The country is also bedeviled by the poor mobile and internet network, which is hurting its cashless policy as phone networks are needed to carry out online transactions. Also, POS machines and bank applications need the internet to operate.
The country’s broadband internet penetration stood at 48.2 percent in January 2023, meaning that 51.8 percent of locations in Nigeria lack broadband Internet penetration.
The country’s internet penetration stood at 51 percent of the country’s population as of 2022, said Datareportal statistics, meaning that 49 percent of the country’s population lack access to the internet.
Nigeria want more from CBN
Nigerians who have tried to use electronic transfers as a transaction want the CBN to do more to ease the pains of the cashless policy.
A driver at Berger Park in Abuja, Tunji Sulaimon, noted that he tried to collect customer transfers but stopped due to poor bank network.
“Sometimes, when I permit people to transfer, I won’t see their money, and they will claim that they have been debited.

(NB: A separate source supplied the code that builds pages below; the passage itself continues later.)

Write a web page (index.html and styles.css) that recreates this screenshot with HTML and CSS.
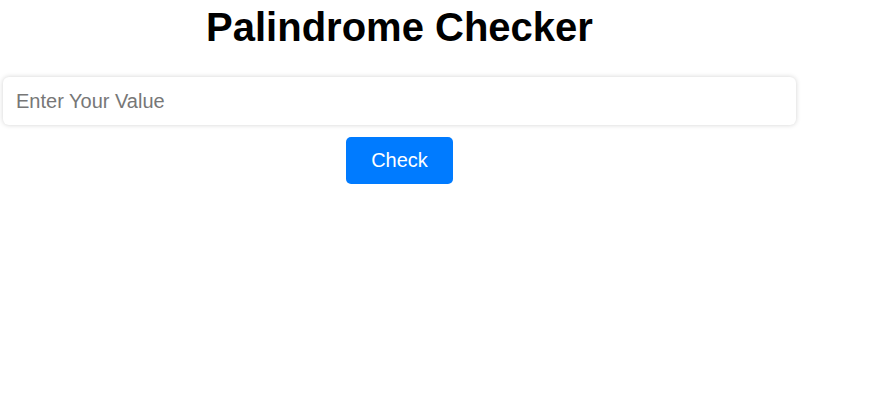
FILE: index.html
```html
<!DOCTYPE html>
<html>
<head>
<meta charset="utf-8">
<link rel="stylesheet" href="styles.css">
</head>
<body>
<div class="app">
  <h1 class="title">Palindrome Checker</h1>
  <input class="value-input" type="text" placeholder="Enter Your Value">
  <div class="actions">
    <button class="check-btn">Check</button>
  </div>
</div>
</body>
</html>
```

FILE: styles.css
```css
body {
  margin: 0;
  background: #fff;
  font-family: "Liberation Sans", Arial, sans-serif;
}
.app {
  width: 793px;
  margin-left: 3px;
  display: flex;
  flex-direction: column;
}
.title {
  margin: 5px 0 27px;
  font-size: 40px;
  font-weight: bold;
  text-align: center;
  color: #000;
  line-height: normal;
}
.value-input {
  box-sizing: border-box;
  width: 100%;
  height: 48px;
  border: none;
  border-radius: 6px;
  box-shadow: 0 0 5px rgba(0, 0, 0, 0.18);
  padding: 0 13px;
  font-family: "Liberation Sans", Arial, sans-serif;
  font-size: 20px;
  color: #333;
  outline: none;
}
.value-input::placeholder {
  color: #777;
}
.actions {
  display: flex;
  justify-content: center;
  margin-top: 12px;
}
.check-btn {
  width: 107px;
  height: 47px;
  border: none;
  border-radius: 5px;
  background: #007bff;
  color: #fff;
  font-family: "Liberation Sans", Arial, sans-serif;
  font-size: 20px;
  cursor: pointer;
}
```
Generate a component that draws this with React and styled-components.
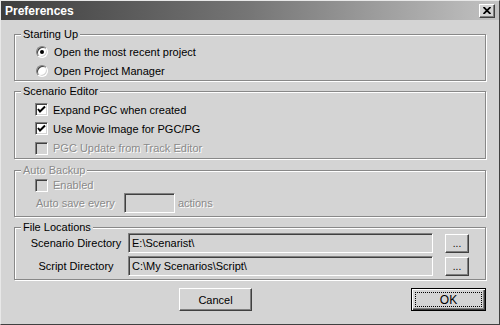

Some will even say they have been debited twice. It is a loss of money to me, and I also need to buy petroleum. The filling stations prioritise cash over transfers, so it is very problematic. I have stopped receiving transfers,” he noted.
A survey of over 30 drivers in different parks in the country shows that they (the drivers) prefer to be paid in cash rather than transfer due to network glitches while processing payments.
Although the Supreme Court has twice asked the CBN to allow Nigerians to use the old currencies for transactions, it is unclear, as of now, what the exact position of the apex body is as Nigerians continue their daily quest for smooth transactions.
Experts told Dataphyte that the CBN might need to rethink the policy while advising a gradual phase-out of the currencies to achieve a cashless society.
A former CBN Deputy Director, Prof Jonathan Aremu, criticised the policy, saying that it was hurting many Nigerians. He said the naira redesign policy would neither raise the value of the local currency nor improve the economy, urging the apex bank governor to revisit the policy.